Overall, I found it a really rather nice book. A nice story, although the decision to put so many dwarves in seemed a little unnecessary – I found that it meant several were barely mentioned other than to say they were carrying Bilbo or exasperated at their progress. And I really wish we had seen more of the cunning Smaug; the one conversation he has with Bilbo is a highlight of the book! But these are small niggles which are dwarfed (excuse the pun) by the magnificence of Tolkien’s writing. The description of Smaug’s treasure hoard and the chapter where Bilbo meets Gollum are worthy of many a literary award.

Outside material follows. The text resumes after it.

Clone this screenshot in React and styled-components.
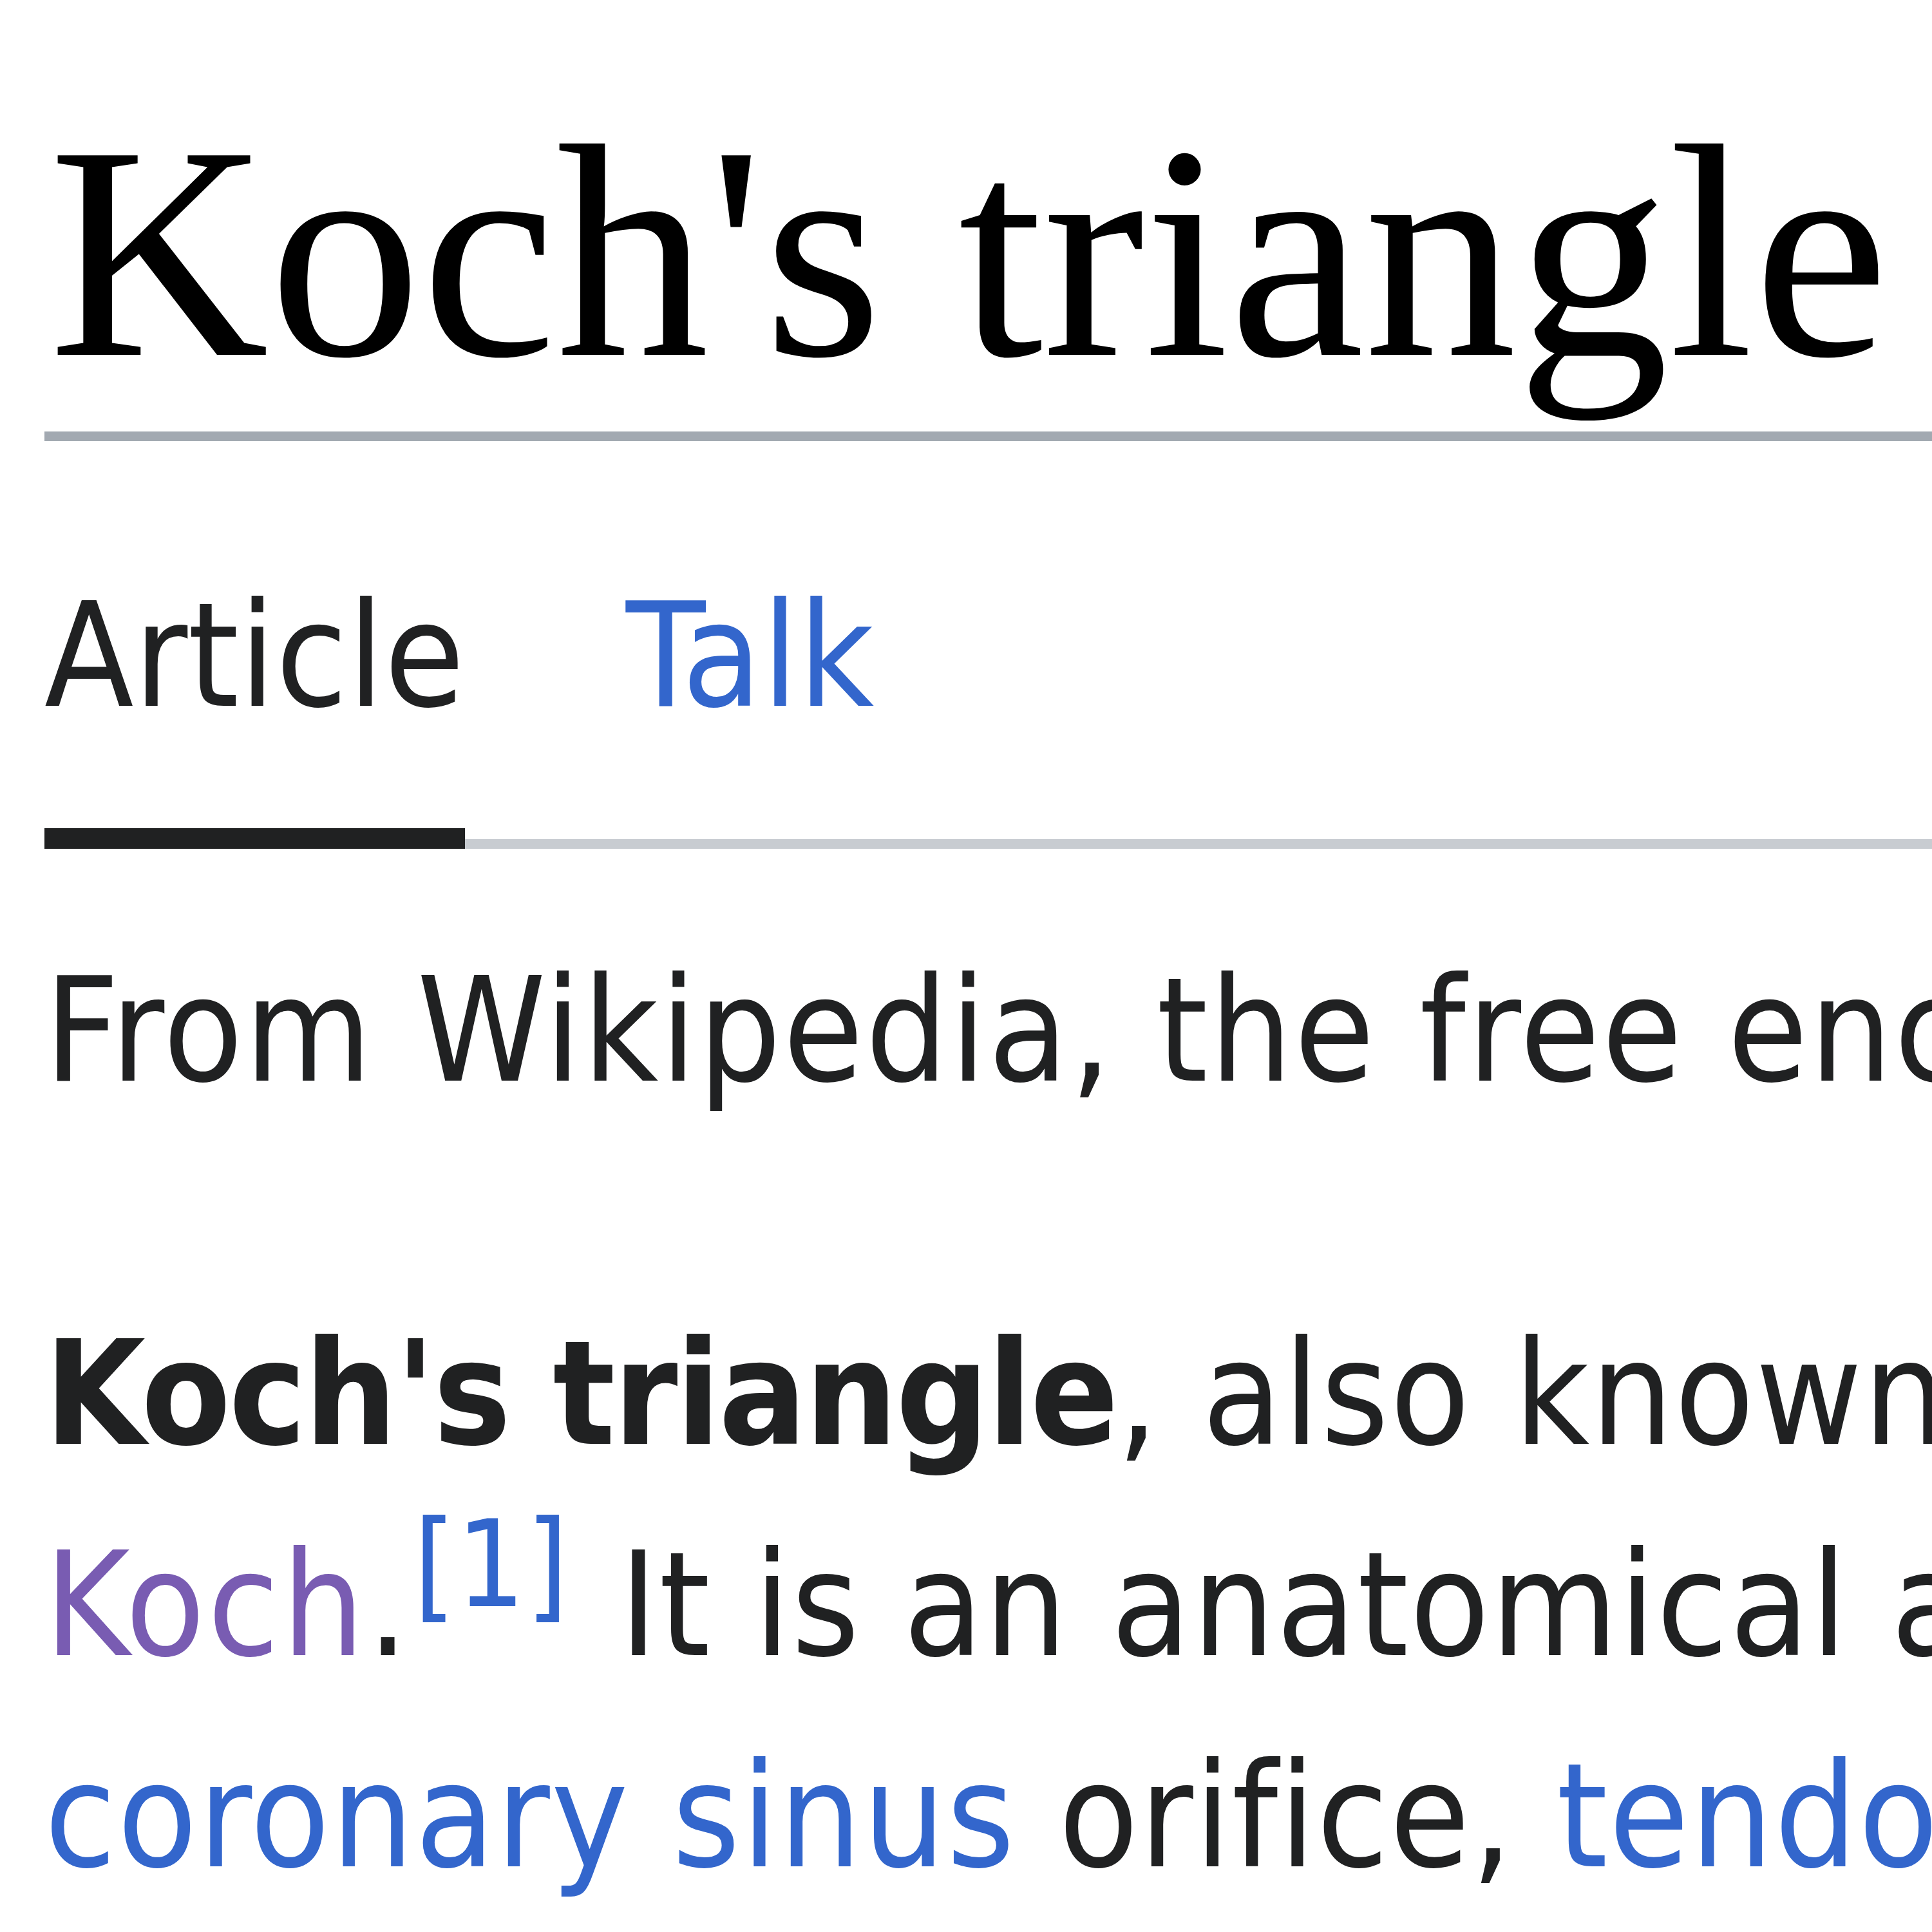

The Hobbit is the epitome of an adventure, hero quest. Bilbo is the character everyone can relate to (or at least I can). Someone who has danger thrust onto him when he would rather just be sat on his porch of his home in the hill at Bag End, smoking a pipe while waiting for Second Breakfast. Despite being targeted at around 10 year olds, this is a book for any fan of the series (or indeed, someone interested in becoming a fan). Tolkien is a master storyteller, and this story just cements the fact.

So, do I recommend you read it? Yes.
Do I rank it 10/10? It’s one of the closest books to come to it I’ve read.

Do I think Bilbo was crazy for going? Yes, indeed I do.